Test automation is too costly and time-consuming to implement

Some organizations are hesitant to use test automation due to its perceived costs and time constraints. However, while there may be initial expenses in selecting automation tools, training, and setting up infrastructure, the long-term benefits of functional testing far outweigh the upfront costs.

Automated tests can significantly reduce the time and effort required for regression testing, speed up release cycles, and lower the risk of post-deployment defects. Additionally, advances in automation frameworks, cloud-based testing platforms, and collaboration tools have made test automation more accessible and cost-effective for organizations of all sizes.

How test automation contributes to a great developer experience

Test automation isn’t just about testing; it’s about turbocharging your developer experience. Imagine a world where your code changes are instantly validated, where developers catch bugs before they even have a chance to blink. That’s the power of automated testing—it accelerates your software engineering feedback loop to warp speed.

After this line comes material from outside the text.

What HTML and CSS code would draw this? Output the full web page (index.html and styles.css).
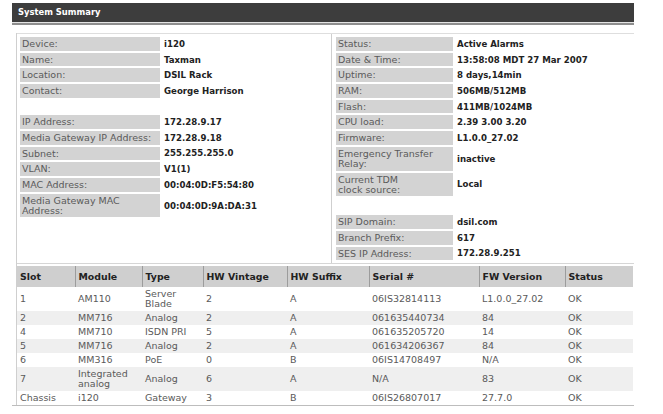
FILE: index.html
```html
<!DOCTYPE html>
<html lang="en">
<head>
  <meta charset="UTF-8" />
  <title>System Summary</title>
  <link rel="stylesheet" href="styles.css">
</head>
<body>
  <div class="page">
    <!-- Title bar -->
    <div class="title-bar">System Summary</div>
    <div class="title-rule"></div>

    <div class="content">
      <!-- Summary panel -->
      <div class="summary">
        <div class="info-col left">
          <div class="label">Device:</div><div class="value">i120</div>
          <div class="label">Name:</div><div class="value">Taxman</div>
          <div class="label">Location:</div><div class="value">DSIL Rack</div>
          <div class="label">Contact:</div><div class="value">George Harrison</div>
          <div class="blank"></div>
          <div class="label">IP Address:</div><div class="value">172.28.9.17</div>
          <div class="label">Media Gateway IP Address:</div><div class="value">172.28.9.18</div>
          <div class="label">Subnet:</div><div class="value">255.255.255.0</div>
          <div class="label">VLAN:</div><div class="value">V1(1)</div>
          <div class="label">MAC Address:</div><div class="value">00:04:0D:F5:54:80</div>
          <div class="label">Media Gateway MAC Address:</div><div class="value">00:04:0D:9A:DA:31</div>
        </div>

        <div class="info-col right">
          <div class="label">Status:</div><div class="value">Active Alarms</div>
          <div class="label">Date &amp; Time:</div><div class="value">13:58:08 MDT 27 Mar 2007</div>
          <div class="label">Uptime:</div><div class="value">8 days,14min</div>
          <div class="label">RAM:</div><div class="value">506MB/512MB</div>
          <div class="label">Flash:</div><div class="value">411MB/1024MB</div>
          <div class="label">CPU load:</div><div class="value">2.39 3.00 3.20</div>
          <div class="label">Firmware:</div><div class="value">L1.0.0_27.02</div>
          <div class="label">Emergency Transfer Relay:</div><div class="value">inactive</div>
          <div class="label">Current TDM<br>clock source:</div><div class="value">Local</div>
          <div class="blank"></div>
          <div class="label">SIP Domain:</div><div class="value">dsil.com</div>
          <div class="label">Branch Prefix:</div><div class="value">617</div>
          <div class="label">SES IP Address:</div><div class="value">172.28.9.251</div>
        </div>
      </div>

      <!-- Modules table -->
      <table class="modules">
        <colgroup>
          <col style="width:58px"><col style="width:67px"><col style="width:61px"><col style="width:84px">
          <col style="width:82px"><col style="width:110px"><col style="width:86px"><col style="width:68px">
        </colgroup>
        <thead>
          <tr>
            <th>Slot</th><th>Module</th><th>Type</th><th>HW Vintage</th>
            <th>HW Suffix</th><th>Serial #</th><th>FW Version</th><th>Status</th>
          </tr>
        </thead>
        <tbody>
          <tr><td>1</td><td>AM110</td><td>Server<br>Blade</td><td>2</td><td>A</td><td>06IS32814113</td><td>L1.0.0_27.02</td><td>OK</td></tr>
          <tr><td>2</td><td>MM716</td><td>Analog</td><td>2</td><td>A</td><td>061635440734</td><td>84</td><td>OK</td></tr>
          <tr><td>4</td><td>MM710</td><td>ISDN PRI</td><td>5</td><td>A</td><td>061635205720</td><td>14</td><td>OK</td></tr>
          <tr><td>5</td><td>MM716</td><td>Analog</td><td>2</td><td>A</td><td>061634206367</td><td>84</td><td>OK</td></tr>
          <tr><td>6</td><td>MM316</td><td>PoE</td><td>0</td><td>B</td><td>06IS14708497</td><td>N/A</td><td>OK</td></tr>
          <tr><td>7</td><td>Integrated<br>analog</td><td>Analog</td><td>6</td><td>A</td><td>N/A</td><td>83</td><td>OK</td></tr>
          <tr><td>Chassis</td><td>i120</td><td>Gateway</td><td>3</td><td>B</td><td>06IS26807017</td><td>27.7.0</td><td>OK</td></tr>
        </tbody>
      </table>
    </div>
    <div class="bottom-rule"></div>
  </div>
</body>
</html>
```

FILE: styles.css
```css
body {
  margin: 0;
  background: #fff;
  font-family: 'DejaVu Sans', Verdana, sans-serif;
  color: #333;
}

.page {
  width: 622px;
  margin: 3px 0 0 12px;
}

/* Title bar */
.title-bar {
  height: 19px;
  line-height: 19px;
  padding-left: 6px;
  background: #3d3d3d;
  color: #fff;
  font-size: 8.4px;
  font-weight: bold;
}

.title-rule {
  height: 2px;
  border-top: 1px solid #e4e4e4;
  background: #8e8e8e;
}

.content {
  margin: 8px 0 0 4px;
  border-left: 1px solid #cfcfcf;
}

/* Summary panel */
.summary {
  display: grid;
  grid-template-columns: 314px 1fr;
  border-top: 1px solid #dedede;
  border-bottom: 1px solid #d6d6d6;
}

.info-col {
  display: grid;
  row-gap: 2px;
  column-gap: 3px;
  align-content: start;
  padding: 3px 3px 3px;
}

.info-col.left {
  grid-template-columns: 140px 1fr;
}

.info-col.right {
  grid-template-columns: 117px 1fr;
  border-left: 1px solid #cfcfcf;
  padding-left: 4px;
}

.label {
  background: #d3d3d3;
  color: #5a5a5a;
  font-size: 9.5px;
  line-height: 10px;
  padding: 2px 2px 1.7px;
}

.value {
  display: flex;
  align-items: center;
  color: #222;
  font-size: 8.6px;
  font-weight: bold;
  padding-left: 1px;
}

.blank {
  grid-column: 1 / -1;
  height: 13.5px;
}

.info-col.right .blank {
  height: 15px;
}

/* Modules table */
.modules {
  width: 616px;
  margin-top: 2px;
  border-collapse: collapse;
  table-layout: fixed;
}

.modules th {
  height: 21px;
  padding: 0 3px;
  background: #cfcfcf;
  border-left: 1px solid #9c9c9c;
  color: #222;
  font-size: 9.4px;
  font-weight: bold;
  text-align: left;
}

.modules th:first-child {
  border-left: none;
}

.modules td {
  padding: 2px 3px;
  line-height: 10px;
  color: #5a5a5a;
  font-size: 9.5px;
  vertical-align: middle;
}

.modules tbody tr:nth-child(even) {
  background: #efefef;
}

.bottom-rule {
  height: 1px;
  background: #bdbdbd;
}
```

With an automated test running in the background, developers can iterate fearlessly, knowing that any missteps will be caught and corrected in real time.

But it’s not just about speed; it’s about reclaiming developers’ time and mental bandwidth. Gone are the days of manually executing tests for every code tweak. With automated testing handling the heavy lifting, developers can focus on what they do best – solving complex problems and pushing the boundaries of innovation.

And let’s not forget the impact on team dynamics. Automated testing is the ultimate documentation, ensuring everyone is on the same page about what constitutes a passing codebase. This clarity fosters smoother collaboration, fewer misunderstandings, and, ultimately, happier developers.